- [Exercise brief] Only the number is wanted: how many lines contain the string "Output"?

- [Dataset excerpts]
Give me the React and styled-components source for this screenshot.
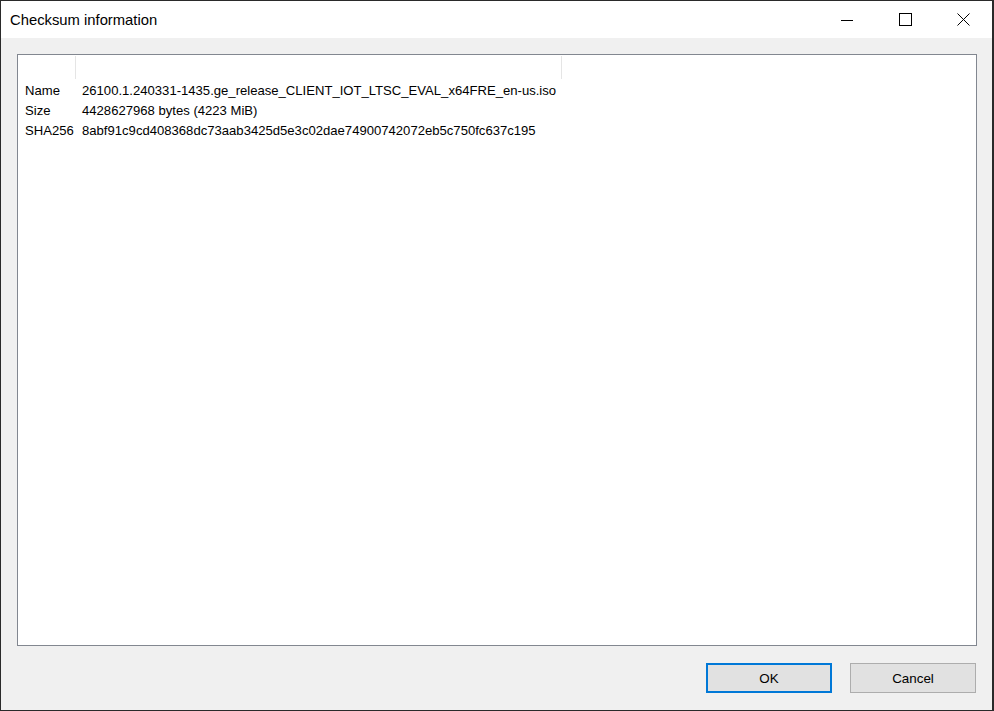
import React from "react";
import styled, { createGlobalStyle } from "styled-components";

const Global = createGlobalStyle`
  html, body { margin: 0; padding: 0; background: #1f1f1f; }
  body { width: 994px; height: 711px; overflow: hidden; }
  * { box-sizing: border-box; }
`;

const Window = styled.div`
  width: 994px;
  height: 711px;
  border: 1px solid #2a2a2a;
  border-right-width: 2px;
  background: #f0f0f0;
  display: flex;
  flex-direction: column;
  font-family: "Liberation Sans", Arial, sans-serif;
  color: #000;
`;

const TitleBar = styled.div`
  height: 37px;
  background: #fff;
  display: flex;
  align-items: center;
  flex-shrink: 0;
`;

const Title = styled.div`
  flex: 1;
  padding-left: 9px;
  font-size: 14.8px;
  padding-top: 1px;
`;

const CaptionButton = styled.div`
  width: 58px;
  height: 37px;
  display: flex;
  align-items: center;
  justify-content: center;
`;

const Body = styled.div`
  flex: 1;
  display: flex;
  flex-direction: column;
  padding: 16px 15px 17px 16px;
`;

const ListBox = styled.div`
  flex: 1;
  background: #fff;
  border: 1px solid #828790;
  display: flex;
  flex-direction: column;
`;

const HeaderRow = styled.div`
  display: flex;
  height: 25px;
  flex-shrink: 0;
`;

const HeaderCell = styled.div`
  width: ${(p) => p.$w}px;
  border-right: 1px solid #e5e5e5;
  margin: 1px 0 1px;
`;

const Rows = styled.div`
  padding-top: 0;
`;

const Row = styled.div`
  display: flex;
  height: 20px;
  align-items: center;
  font-size: 13.1px;
`;

const Cell = styled.div`
  width: ${(p) => (p.$w ? p.$w + "px" : "auto")};
  padding-left: ${(p) => p.$pl}px;
  white-space: nowrap;
`;

const Footer = styled.div`
  display: flex;
  justify-content: flex-end;
  gap: 18px;
  padding-top: 17px;
  padding-right: 1px;
`;

const Button = styled.button`
  width: 126px;
  height: 30px;
  background: #e1e1e1;
  border: ${(p) => (p.$default ? "2px solid #0078d7" : "1px solid #adadad")};
  font-family: inherit;
  font-size: 13.4px;
  color: #000;
  padding: 0;
  margin: 0;
`;

const rows = [
  ["Name", "26100.1.240331-1435.ge_release_CLIENT_IOT_LTSC_EVAL_x64FRE_en-us.iso"],
  ["Size", "4428627968 bytes (4223 MiB)"],
  ["SHA256", "8abf91c9cd408368dc73aab3425d5e3c02dae74900742072eb5c750fc637c195"],
];

export default function App() {
  return (
    <>
      <Global />
      <Window>
        <TitleBar>
          <Title>Checksum information</Title>
          <CaptionButton>
            <svg width="12" height="12" viewBox="0 0 12 12">
              <line x1="0" y1="6.5" x2="12" y2="6.5" stroke="#000" strokeWidth="1" />
            </svg>
          </CaptionButton>
          <CaptionButton>
            <svg width="13" height="13" viewBox="0 0 13 13">
              <rect x="0.5" y="0.5" width="12" height="12" fill="none" stroke="#000" strokeWidth="1" />
            </svg>
          </CaptionButton>
          <CaptionButton>
            <svg width="13" height="13" viewBox="0 0 13 13">
              <path d="M0.5 0.5 L12.5 12.5 M12.5 0.5 L0.5 12.5" stroke="#000" strokeWidth="1" />
            </svg>
          </CaptionButton>
        </TitleBar>
        <Body>
          <ListBox>
            <HeaderRow>
              <HeaderCell $w={58} />
              <HeaderCell $w={486} />
            </HeaderRow>
            <Rows>
              {rows.map(([k, v]) => (
                <Row key={k}>
                  <Cell $w={58} $pl={7}>{k}</Cell>
                  <Cell $pl={6}>{v}</Cell>
                </Row>
              ))}
            </Rows>
          </ListBox>
          <Footer>
            <Button $default>OK</Button>
            <Button>Cancel</Button>
          </Footer>
        </Body>
      </Window>
    </>
  );
}
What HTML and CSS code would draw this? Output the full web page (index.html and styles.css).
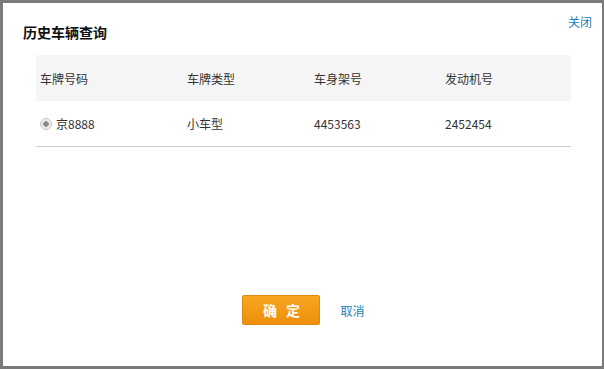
FILE: index.html
```html
<!DOCTYPE html>
<html lang="zh-CN">
<head>
    <meta charset="UTF-8">
    <title>历史车辆查询</title>
    <link rel="stylesheet" href="styles.css">
</head>
<body>
    <div class="dialog">
        <div class="dialog-head">
            <h2 class="dialog-title">历史车辆查询</h2>
            <a class="close-link" href="#">关闭</a>
        </div>

        <table class="car-table">
            <colgroup>
                <col class="col-plate">
                <col class="col-type">
                <col class="col-frame">
                <col>
            </colgroup>
            <thead>
                <tr>
                    <th>车牌号码</th>
                    <th>车牌类型</th>
                    <th>车身架号</th>
                    <th>发动机号</th>
                </tr>
            </thead>
            <tbody>
                <tr>
                    <td><span class="radio"></span>京8888</td>
                    <td>小车型</td>
                    <td>4453563</td>
                    <td>2452454</td>
                </tr>
            </tbody>
        </table>

        <div class="dialog-foot">
            <button class="btn-ok">确 定</button>
            <a class="cancel-link" href="#">取消</a>
        </div>
    </div>
</body>
</html>
```

FILE: styles.css
```css
html, body {
    margin: 0;
    padding: 0;
}
body {
    font-family: "Noto Sans CJK SC", "Liberation Sans", sans-serif;
    font-size: 12px;
    color: #333;
    background: #fff;
}
.dialog {
    box-sizing: border-box;
    width: 604px;
    height: 369px;
    border: 3px solid #7a7a7a;
    border-right-width: 2px;
    background: #fff;
    display: flex;
    flex-direction: column;
}
.dialog-head {
    display: flex;
    justify-content: space-between;
    align-items: flex-start;
    padding: 10px 10px 0 20px;
    height: 42px;
    box-sizing: border-box;
}
.dialog-title {
    margin: 9px 0 0;
    font-size: 14px;
    line-height: 20px;
    font-weight: bold;
    color: #111;
}
.close-link {
    color: #1b7fb3;
    text-decoration: none;
    line-height: 16px;
    margin-top: 1px;
}
.car-table {
    margin: 10px 0 0 33px;
    width: 535px;
    border-collapse: collapse;
    table-layout: fixed;
}
.col-plate { width: 147px; }
.col-type { width: 127px; }
.col-frame { width: 131px; }
.car-table th {
    background: #f5f5f5;
    font-weight: normal;
    text-align: left;
    height: 46px;
    padding: 0 4px;
}
.car-table td {
    height: 45px;
    padding: 0 4px;
    border-bottom: 1px solid #ccc;
}
.radio {
    display: inline-block;
    box-sizing: border-box;
    width: 12px;
    height: 12px;
    margin: 0 4px -1px 0;
    border-radius: 50%;
    border: 1px solid #c4c4c4;
    background: radial-gradient(circle, #8a8a8a 0, #8a8a8a 2.5px, #e9e9e9 3px, #f4f4f4 100%);
}
.dialog-foot {
    margin-top: auto;
    padding-bottom: 41px;
    display: flex;
    justify-content: center;
    align-items: center;
    gap: 20px;
    padding-left: 2px;
}
.btn-ok {
    width: 78px;
    height: 30px;
    border: 1px solid #e08a0c;
    border-radius: 2px;
    background: linear-gradient(#f7a623, #ee8f0a);
    color: #fff;
    font-family: inherit;
    font-size: 14px;
    font-weight: bold;
    letter-spacing: 3px;
    text-indent: 3px;
    cursor: pointer;
}
.cancel-link {
    color: #1b7fb3;
    text-decoration: none;
}
```
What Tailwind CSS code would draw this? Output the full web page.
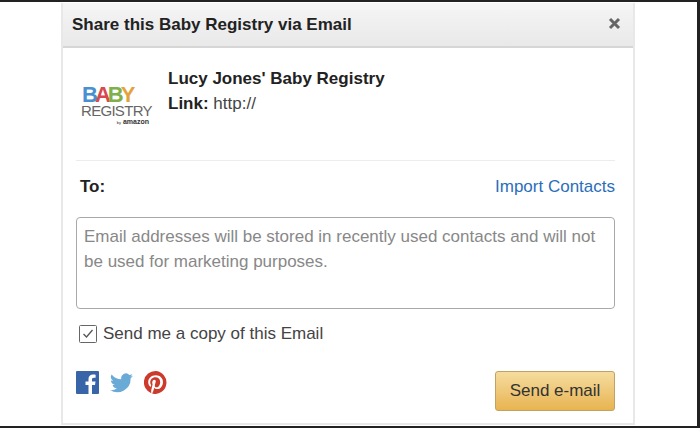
<!DOCTYPE html>
<html lang="en">
<head>
    <meta charset="UTF-8">
    <title>Share this Baby Registry via Email</title>
    <script src="https://cdn.jsdelivr.net/npm/@tailwindcss/browser@4"></script>
</head>
<body class="bg-white font-['Liberation_Sans',Arial,sans-serif]">
    <div class="w-[700px] h-[428px] overflow-hidden flex flex-col border-t-2 border-b-2 border-r-[3px] border-[#222]">
        <div class="ml-[61px] mt-[1px] w-[574px] h-[422px] border-x-2 border-b-2 border-[#e8e8e8] flex flex-col">
            <!-- header -->
            <div class="h-[45px] shrink-0 flex items-center justify-between pl-[9px] pr-[12px] bg-gradient-to-b from-[#f5f5f5] to-[#e9e9e9] border-b-2 border-[#d6d6d6]">
                <h1 class="text-[17px] font-bold text-[#222]">Share this Baby Registry via Email</h1>
                <svg class="mb-[2px]" width="13" height="13" viewBox="0 0 13 13"><path d="M2 2l9 9M11 2l-9 9" stroke="#666" stroke-width="3"/></svg>
            </div>
            <div class="flex-1 flex flex-col pl-[13px] pr-[18px]">
                <!-- registry info -->
                <div class="flex h-[113px] border-b border-[#ececec]">
                    <div class="w-[92px] pt-[38px] pl-[6px] shrink-0">
                        <div class="h-[18px] text-[22px] leading-[18px] font-bold tracking-[-3px]"><span class="text-[#4a90d0]">B</span><span class="text-[#d8494f]">A</span><span class="text-[#7fb04a]">B</span><span class="text-[#e3a33c]">Y</span></div>
                        <div class="h-[14px] -ml-[1px] text-[15px] leading-[14px] tracking-[-0.7px] text-[#666]">REGISTRY</div>
                        <div class="h-[7px] text-[7px] leading-[7px] font-bold text-right pr-[19px] text-[#333]"><span class="text-[4px] font-normal">by</span> amazon</div>
                    </div>
                    <div class="pt-[18px] text-[17px] leading-[25px] text-[#222]">
                        <div class="font-bold">Lucy Jones' Baby Registry</div>
                        <div><span class="font-bold">Link:</span> <span class="text-[#444]">http://</span></div>
                    </div>
                </div>
                <!-- recipients -->
                <div class="flex justify-between items-center h-[52px] pl-[4px] text-[17px]">
                    <span class="font-bold text-[#222]">To:</span>
                    <a class="text-[#2a6ebb]">Import Contacts</a>
                </div>
                <div class="mt-[4px] h-[92px] border border-[#a9a9a9] rounded-[4px] px-[7px] pt-[6px] text-[17px] leading-[25px] text-[#888]">Email addresses will be stored in recently used contacts and will not be used for marketing purposes.</div>
                <label class="mt-[15px] flex items-center gap-[6px] pl-[3px] text-[17px] leading-[20px] text-[#444]">
                    <svg width="18" height="18" viewBox="0 0 18 18" class="shrink-0"><rect x=".5" y=".5" width="17" height="17" rx="1" fill="#fff" stroke="#666"/><path d="M4.500 9l3 3 6-7" fill="none" stroke="#555" stroke-width="1.3"/></svg>
                    Send me a copy of this Email
                </label>
                <!-- share + send -->
                <div class="mt-[27px] flex justify-between items-start">
                    <div class="flex items-center gap-[11px]">
                        <svg width="23" height="23" viewBox="0 0 23 23"><rect width="23" height="23" rx="1" fill="#3765a8"/><path d="M16 23v-9h3l.5-3.500H16V8.500c0-1 .4-1.700 1.800-1.700h1.800V3.700c-.5 0-1.500-.2-2.600-.2-2.700 0-4.500 1.600-4.500 4.600v2.400H9.500V14h3v9z" fill="#fff"/></svg>
                        <svg width="23" height="20" viewBox="0 0 24 20"><path d="M24 2.400a9.800 9.800 0 0 1-2.800.8A4.900 4.900 0 0 0 23.300.500a9.800 9.800 0 0 1-3.100 1.200A4.900 4.900 0 0 0 11.800 6.200 14 14 0 0 1 1.700 1a4.900 4.900 0 0 0 1.500 6.600 4.900 4.900 0 0 1-2.200-.6c0 2.400 1.700 4.400 3.900 4.900a4.900 4.900 0 0 1-2.200.1 4.900 4.900 0 0 0 4.600 3.400A9.900 9.900 0 0 1 0 17.400 14 14 0 0 0 21.500 5c1-.7 1.900-1.600 2.500-2.600z" fill="#6aaad6"/></svg>
                        <svg width="23" height="23" viewBox="0 0 24 24"><path d="M12 0a12 12 0 0 0-4.400 23.200c-.1-1-.2-2.400 0-3.400l1.400-6s-.4-.7-.4-1.800c0-1.700 1-2.900 2.200-2.900 1 0 1.500.8 1.500 1.700 0 1-.7 2.600-1 4-.3 1.200.6 2.200 1.800 2.200 2.100 0 3.800-2.300 3.800-5.500 0-2.900-2.100-4.900-5-4.900-3.400 0-5.400 2.600-5.400 5.200 0 1 .4 2.100.9 2.700.1.100.1.200.1.300l-.3 1.400c-.1.200-.2.300-.4.200-1.500-.7-2.400-2.900-2.400-4.700 0-3.800 2.800-7.300 8-7.300 4.200 0 7.400 3 7.400 7 0 4.200-2.600 7.500-6.300 7.500-1.200 0-2.400-.6-2.800-1.400l-.8 2.900c-.3 1-1 2.400-1.500 3.200A12 12 0 1 0 12 0z" fill="#cc3a2b"/></svg>
                    </div>
                    <button class="w-[120px] h-[40px] rounded-[3px] border border-[#c0a262] bg-gradient-to-b from-[#f5dc9e] to-[#e8b44f] text-[17px] text-[#333]">Send e-mail</button>
                </div>
            </div>
        </div>
    </div>
</body>
</html>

- [Completed exercise] 2